Exercise objective >>
Write out the material exactly. Do not include the pictures.
──────── Dataset section ────────
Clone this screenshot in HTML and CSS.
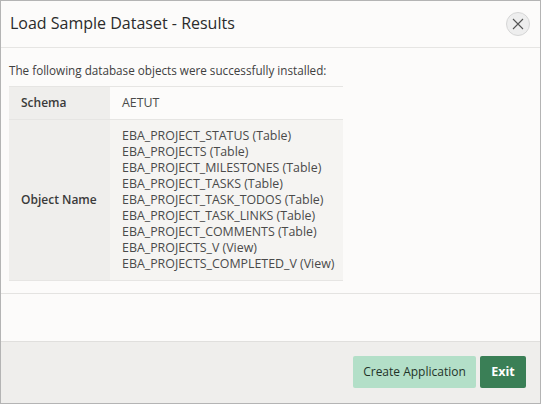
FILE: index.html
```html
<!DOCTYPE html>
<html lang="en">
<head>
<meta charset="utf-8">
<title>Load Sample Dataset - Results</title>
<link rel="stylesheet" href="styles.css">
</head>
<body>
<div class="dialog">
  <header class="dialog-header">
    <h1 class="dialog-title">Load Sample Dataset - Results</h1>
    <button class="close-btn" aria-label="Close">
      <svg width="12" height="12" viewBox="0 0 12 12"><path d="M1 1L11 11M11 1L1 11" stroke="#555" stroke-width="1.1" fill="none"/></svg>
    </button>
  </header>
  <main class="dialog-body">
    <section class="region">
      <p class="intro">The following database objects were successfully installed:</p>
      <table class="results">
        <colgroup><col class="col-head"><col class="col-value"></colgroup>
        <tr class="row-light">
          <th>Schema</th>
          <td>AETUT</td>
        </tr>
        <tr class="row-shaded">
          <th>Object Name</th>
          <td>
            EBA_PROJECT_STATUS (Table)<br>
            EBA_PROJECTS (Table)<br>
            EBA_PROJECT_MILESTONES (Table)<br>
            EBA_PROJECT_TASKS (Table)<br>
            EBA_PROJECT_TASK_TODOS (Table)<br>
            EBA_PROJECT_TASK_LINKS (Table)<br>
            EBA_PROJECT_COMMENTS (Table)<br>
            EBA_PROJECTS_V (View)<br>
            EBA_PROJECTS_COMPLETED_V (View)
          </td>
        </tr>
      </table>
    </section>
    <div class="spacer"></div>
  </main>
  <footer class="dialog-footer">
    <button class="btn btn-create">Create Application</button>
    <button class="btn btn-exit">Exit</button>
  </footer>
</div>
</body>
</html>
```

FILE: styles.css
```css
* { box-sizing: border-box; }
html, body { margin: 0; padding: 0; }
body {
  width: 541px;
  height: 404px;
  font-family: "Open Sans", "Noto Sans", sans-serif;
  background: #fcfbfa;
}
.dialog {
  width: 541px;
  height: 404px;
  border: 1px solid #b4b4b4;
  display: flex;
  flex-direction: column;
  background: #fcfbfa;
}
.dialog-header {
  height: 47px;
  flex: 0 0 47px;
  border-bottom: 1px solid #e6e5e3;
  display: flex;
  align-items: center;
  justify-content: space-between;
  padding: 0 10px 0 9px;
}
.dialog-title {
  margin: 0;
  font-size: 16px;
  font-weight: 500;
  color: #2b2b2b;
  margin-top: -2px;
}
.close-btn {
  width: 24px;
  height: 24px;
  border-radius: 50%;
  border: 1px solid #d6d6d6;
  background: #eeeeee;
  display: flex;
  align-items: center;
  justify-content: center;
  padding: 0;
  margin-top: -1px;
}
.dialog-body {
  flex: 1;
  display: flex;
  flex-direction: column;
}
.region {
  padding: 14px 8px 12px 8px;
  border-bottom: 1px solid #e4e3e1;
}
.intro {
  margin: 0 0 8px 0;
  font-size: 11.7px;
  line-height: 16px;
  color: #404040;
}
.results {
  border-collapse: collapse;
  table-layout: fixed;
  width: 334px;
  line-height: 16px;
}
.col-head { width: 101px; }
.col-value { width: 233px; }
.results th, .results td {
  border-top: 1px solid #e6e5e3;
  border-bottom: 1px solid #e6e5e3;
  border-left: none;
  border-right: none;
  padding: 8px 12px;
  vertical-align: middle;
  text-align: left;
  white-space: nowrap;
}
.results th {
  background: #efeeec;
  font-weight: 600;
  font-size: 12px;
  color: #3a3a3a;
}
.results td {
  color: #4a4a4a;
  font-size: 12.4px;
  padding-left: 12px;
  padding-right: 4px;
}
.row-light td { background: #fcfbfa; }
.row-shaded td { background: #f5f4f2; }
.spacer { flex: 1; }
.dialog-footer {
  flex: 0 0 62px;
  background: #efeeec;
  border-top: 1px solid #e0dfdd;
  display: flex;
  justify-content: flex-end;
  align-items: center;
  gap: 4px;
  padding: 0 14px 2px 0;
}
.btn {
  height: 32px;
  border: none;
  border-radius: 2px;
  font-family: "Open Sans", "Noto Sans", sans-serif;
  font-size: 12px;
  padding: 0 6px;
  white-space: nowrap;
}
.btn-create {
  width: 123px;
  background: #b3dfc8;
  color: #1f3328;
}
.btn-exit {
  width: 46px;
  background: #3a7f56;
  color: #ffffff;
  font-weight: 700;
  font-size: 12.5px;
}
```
────────
Result of the exercise >>
Clone this screenshot in HTML and CSS.
FILE: index.html
```html
<!DOCTYPE html>
<html lang="en">
<head>
<meta charset="utf-8">
<title>Load Sample Dataset - Results</title>
<link rel="stylesheet" href="styles.css">
</head>
<body>
<div class="dialog">
  <header class="dialog-header">
    <h1 class="dialog-title">Load Sample Dataset - Results</h1>
    <button class="close-btn" aria-label="Close">
      <svg width="12" height="12" viewBox="0 0 12 12"><path d="M1 1L11 11M11 1L1 11" stroke="#555" stroke-width="1.1" fill="none"/></svg>
    </button>
  </header>
  <main class="dialog-body">
    <section class="region">
      <p class="intro">The following database objects were successfully installed:</p>
      <table class="results">
        <colgroup><col class="col-head"><col class="col-value"></colgroup>
        <tr class="row-light">
          <th>Schema</th>
          <td>AETUT</td>
        </tr>
        <tr class="row-shaded">
          <th>Object Name</th>
          <td>
            EBA_PROJECT_STATUS (Table)<br>
            EBA_PROJECTS (Table)<br>
            EBA_PROJECT_MILESTONES (Table)<br>
            EBA_PROJECT_TASKS (Table)<br>
            EBA_PROJECT_TASK_TODOS (Table)<br>
            EBA_PROJECT_TASK_LINKS (Table)<br>
            EBA_PROJECT_COMMENTS (Table)<br>
            EBA_PROJECTS_V (View)<br>
            EBA_PROJECTS_COMPLETED_V (View)
          </td>
        </tr>
      </table>
    </section>
    <div class="spacer"></div>
  </main>
  <footer class="dialog-footer">
    <button class="btn btn-create">Create Application</button>
    <button class="btn btn-exit">Exit</button>
  </footer>
</div>
</body>
</html>
```

FILE: styles.css
```css
* { box-sizing: border-box; }
html, body { margin: 0; padding: 0; }
body {
  width: 541px;
  height: 404px;
  font-family: "Open Sans", "Noto Sans", sans-serif;
  background: #fcfbfa;
}
.dialog {
  width: 541px;
  height: 404px;
  border: 1px solid #b4b4b4;
  display: flex;
  flex-direction: column;
  background: #fcfbfa;
}
.dialog-header {
  height: 47px;
  flex: 0 0 47px;
  border-bottom: 1px solid #e6e5e3;
  display: flex;
  align-items: center;
  justify-content: space-between;
  padding: 0 10px 0 9px;
}
.dialog-title {
  margin: 0;
  font-size: 16px;
  font-weight: 500;
  color: #2b2b2b;
  margin-top: -2px;
}
.close-btn {
  width: 24px;
  height: 24px;
  border-radius: 50%;
  border: 1px solid #d6d6d6;
  background: #eeeeee;
  display: flex;
  align-items: center;
  justify-content: center;
  padding: 0;
  margin-top: -1px;
}
.dialog-body {
  flex: 1;
  display: flex;
  flex-direction: column;
}
.region {
  padding: 14px 8px 12px 8px;
  border-bottom: 1px solid #e4e3e1;
}
.intro {
  margin: 0 0 8px 0;
  font-size: 11.7px;
  line-height: 16px;
  color: #404040;
}
.results {
  border-collapse: collapse;
  table-layout: fixed;
  width: 334px;
  line-height: 16px;
}
.col-head { width: 101px; }
.col-value { width: 233px; }
.results th, .results td {
  border-top: 1px solid #e6e5e3;
  border-bottom: 1px solid #e6e5e3;
  border-left: none;
  border-right: none;
  padding: 8px 12px;
  vertical-align: middle;
  text-align: left;
  white-space: nowrap;
}
.results th {
  background: #efeeec;
  font-weight: 600;
  font-size: 12px;
  color: #3a3a3a;
}
.results td {
  color: #4a4a4a;
  font-size: 12.4px;
  padding-left: 12px;
  padding-right: 4px;
}
.row-light td { background: #fcfbfa; }
.row-shaded td { background: #f5f4f2; }
.spacer { flex: 1; }
.dialog-footer {
  flex: 0 0 62px;
  background: #efeeec;
  border-top: 1px solid #e0dfdd;
  display: flex;
  justify-content: flex-end;
  align-items: center;
  gap: 4px;
  padding: 0 14px 2px 0;
}
.btn {
  height: 32px;
  border: none;
  border-radius: 2px;
  font-family: "Open Sans", "Noto Sans", sans-serif;
  font-size: 12px;
  padding: 0 6px;
  white-space: nowrap;
}
.btn-create {
  width: 123px;
  background: #b3dfc8;
  color: #1f3328;
}
.btn-exit {
  width: 46px;
  background: #3a7f56;
  color: #ffffff;
  font-weight: 700;
  font-size: 12.5px;
}
```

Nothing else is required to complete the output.